--- begin ---

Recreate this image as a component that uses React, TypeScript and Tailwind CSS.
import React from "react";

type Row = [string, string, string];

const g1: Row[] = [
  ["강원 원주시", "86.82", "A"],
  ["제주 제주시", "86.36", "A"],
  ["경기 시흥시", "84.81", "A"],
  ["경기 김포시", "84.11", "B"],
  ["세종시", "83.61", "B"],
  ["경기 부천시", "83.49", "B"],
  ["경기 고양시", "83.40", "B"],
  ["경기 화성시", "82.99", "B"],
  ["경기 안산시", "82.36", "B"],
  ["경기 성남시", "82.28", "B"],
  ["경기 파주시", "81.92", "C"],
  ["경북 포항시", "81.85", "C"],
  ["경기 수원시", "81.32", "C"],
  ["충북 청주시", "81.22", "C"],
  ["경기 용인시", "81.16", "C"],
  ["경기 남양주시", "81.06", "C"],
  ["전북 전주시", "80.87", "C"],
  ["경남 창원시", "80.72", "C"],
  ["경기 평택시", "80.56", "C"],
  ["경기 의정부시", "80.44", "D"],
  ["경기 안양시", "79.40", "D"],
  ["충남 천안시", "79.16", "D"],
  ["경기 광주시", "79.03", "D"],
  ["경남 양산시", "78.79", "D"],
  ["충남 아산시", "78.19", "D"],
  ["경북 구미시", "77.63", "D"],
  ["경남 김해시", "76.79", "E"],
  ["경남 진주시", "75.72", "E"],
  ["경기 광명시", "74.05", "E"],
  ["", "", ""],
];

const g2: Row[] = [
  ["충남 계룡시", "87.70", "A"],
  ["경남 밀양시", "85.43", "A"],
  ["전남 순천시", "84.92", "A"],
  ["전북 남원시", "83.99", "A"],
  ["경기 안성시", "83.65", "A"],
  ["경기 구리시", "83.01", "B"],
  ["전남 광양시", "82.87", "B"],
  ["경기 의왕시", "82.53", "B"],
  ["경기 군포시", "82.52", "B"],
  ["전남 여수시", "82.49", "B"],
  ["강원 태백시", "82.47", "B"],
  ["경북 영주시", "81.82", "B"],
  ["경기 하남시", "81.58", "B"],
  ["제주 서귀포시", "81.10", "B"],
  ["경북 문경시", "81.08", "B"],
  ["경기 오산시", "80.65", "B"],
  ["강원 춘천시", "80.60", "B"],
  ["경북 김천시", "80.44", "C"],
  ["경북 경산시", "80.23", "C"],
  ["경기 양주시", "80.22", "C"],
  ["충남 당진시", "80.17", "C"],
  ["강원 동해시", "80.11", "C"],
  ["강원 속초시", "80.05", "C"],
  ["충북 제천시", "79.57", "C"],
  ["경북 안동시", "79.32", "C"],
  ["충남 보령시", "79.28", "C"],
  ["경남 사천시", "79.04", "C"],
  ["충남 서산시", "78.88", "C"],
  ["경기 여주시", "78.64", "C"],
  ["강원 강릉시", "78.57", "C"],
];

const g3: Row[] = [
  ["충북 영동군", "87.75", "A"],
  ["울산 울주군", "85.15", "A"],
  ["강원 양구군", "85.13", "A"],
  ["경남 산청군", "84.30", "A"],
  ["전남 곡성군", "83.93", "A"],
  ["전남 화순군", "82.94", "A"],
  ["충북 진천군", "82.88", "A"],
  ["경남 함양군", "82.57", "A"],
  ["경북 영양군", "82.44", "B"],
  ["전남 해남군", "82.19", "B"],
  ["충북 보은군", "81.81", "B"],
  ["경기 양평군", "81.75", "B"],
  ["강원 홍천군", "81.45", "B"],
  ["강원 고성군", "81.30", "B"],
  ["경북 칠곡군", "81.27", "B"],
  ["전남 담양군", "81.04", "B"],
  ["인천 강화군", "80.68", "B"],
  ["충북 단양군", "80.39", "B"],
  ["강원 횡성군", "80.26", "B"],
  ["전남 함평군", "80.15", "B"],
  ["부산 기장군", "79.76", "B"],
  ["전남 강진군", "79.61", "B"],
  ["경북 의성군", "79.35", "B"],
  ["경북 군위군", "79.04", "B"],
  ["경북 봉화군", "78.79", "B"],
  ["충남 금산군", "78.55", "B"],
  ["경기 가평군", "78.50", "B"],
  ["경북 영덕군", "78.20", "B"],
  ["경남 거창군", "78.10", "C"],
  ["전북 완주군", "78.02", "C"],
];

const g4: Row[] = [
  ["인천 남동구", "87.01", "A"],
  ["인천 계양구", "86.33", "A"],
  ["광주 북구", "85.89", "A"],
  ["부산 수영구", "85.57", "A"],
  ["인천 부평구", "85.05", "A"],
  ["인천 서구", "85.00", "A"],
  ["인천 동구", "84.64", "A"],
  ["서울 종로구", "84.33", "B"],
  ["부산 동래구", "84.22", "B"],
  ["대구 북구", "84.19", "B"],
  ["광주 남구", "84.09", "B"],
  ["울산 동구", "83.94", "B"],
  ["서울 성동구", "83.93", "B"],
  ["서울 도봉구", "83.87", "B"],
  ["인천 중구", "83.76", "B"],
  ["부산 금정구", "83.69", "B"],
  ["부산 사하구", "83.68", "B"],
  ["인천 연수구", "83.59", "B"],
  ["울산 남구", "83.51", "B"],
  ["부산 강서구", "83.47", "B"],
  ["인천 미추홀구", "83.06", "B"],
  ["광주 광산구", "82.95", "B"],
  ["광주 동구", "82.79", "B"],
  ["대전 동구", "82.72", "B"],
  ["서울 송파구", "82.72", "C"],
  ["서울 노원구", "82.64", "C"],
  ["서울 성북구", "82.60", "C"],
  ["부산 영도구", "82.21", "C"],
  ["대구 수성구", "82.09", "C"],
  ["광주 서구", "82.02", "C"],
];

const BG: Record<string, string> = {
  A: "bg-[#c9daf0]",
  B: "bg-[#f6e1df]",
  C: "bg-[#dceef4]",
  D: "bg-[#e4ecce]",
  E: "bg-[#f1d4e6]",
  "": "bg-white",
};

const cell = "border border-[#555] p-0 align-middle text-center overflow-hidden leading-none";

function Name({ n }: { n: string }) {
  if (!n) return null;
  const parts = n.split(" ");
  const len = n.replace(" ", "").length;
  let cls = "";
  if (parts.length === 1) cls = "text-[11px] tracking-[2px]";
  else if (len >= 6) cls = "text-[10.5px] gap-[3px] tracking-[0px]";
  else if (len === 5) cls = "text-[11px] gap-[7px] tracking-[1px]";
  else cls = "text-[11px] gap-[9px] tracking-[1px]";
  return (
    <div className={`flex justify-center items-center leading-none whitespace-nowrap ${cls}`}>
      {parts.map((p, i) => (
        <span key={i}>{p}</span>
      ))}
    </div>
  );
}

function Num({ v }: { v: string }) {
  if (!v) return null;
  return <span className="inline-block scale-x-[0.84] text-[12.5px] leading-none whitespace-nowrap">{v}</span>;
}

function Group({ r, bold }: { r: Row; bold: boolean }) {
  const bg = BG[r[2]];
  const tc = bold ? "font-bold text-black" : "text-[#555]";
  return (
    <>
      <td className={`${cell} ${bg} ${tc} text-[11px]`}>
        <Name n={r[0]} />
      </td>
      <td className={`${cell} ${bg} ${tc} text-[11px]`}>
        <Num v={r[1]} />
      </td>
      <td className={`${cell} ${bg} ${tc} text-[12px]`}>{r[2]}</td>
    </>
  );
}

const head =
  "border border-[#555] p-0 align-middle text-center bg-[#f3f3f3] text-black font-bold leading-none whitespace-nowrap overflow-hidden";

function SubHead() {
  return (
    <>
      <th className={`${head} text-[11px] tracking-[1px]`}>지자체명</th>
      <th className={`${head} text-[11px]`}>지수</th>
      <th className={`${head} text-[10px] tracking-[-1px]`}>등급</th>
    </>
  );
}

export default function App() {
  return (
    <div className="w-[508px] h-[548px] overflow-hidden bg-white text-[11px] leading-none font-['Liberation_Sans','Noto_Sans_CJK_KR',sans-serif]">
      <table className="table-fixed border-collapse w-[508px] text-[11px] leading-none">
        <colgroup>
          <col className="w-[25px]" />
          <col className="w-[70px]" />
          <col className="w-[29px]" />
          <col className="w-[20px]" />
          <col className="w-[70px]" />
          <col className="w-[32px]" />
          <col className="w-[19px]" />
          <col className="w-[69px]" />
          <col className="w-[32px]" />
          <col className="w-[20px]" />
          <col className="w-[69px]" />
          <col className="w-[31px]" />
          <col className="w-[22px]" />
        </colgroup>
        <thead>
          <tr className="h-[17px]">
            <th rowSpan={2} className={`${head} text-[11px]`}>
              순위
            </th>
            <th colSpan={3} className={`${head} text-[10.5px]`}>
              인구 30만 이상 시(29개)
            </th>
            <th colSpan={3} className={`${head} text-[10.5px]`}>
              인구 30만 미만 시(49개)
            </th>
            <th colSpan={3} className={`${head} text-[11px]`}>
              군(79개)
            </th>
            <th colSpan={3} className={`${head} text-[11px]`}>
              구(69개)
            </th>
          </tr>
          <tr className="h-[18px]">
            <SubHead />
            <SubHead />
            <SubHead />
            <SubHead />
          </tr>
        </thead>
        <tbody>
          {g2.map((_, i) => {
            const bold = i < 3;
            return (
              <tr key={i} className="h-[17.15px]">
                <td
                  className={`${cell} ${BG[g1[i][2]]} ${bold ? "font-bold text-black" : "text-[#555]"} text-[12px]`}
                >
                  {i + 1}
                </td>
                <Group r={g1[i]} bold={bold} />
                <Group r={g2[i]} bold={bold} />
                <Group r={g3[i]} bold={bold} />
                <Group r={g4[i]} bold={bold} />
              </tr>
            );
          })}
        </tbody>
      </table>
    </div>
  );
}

--- end ---

What you should do
Word for word, quote the lines of the material from the first line through the line with "type Row = [string, string, string];", both ends included.

Output below
Recreate this image as a component that uses React, TypeScript and Tailwind CSS.
import React from "react";

type Row = [string, string, string];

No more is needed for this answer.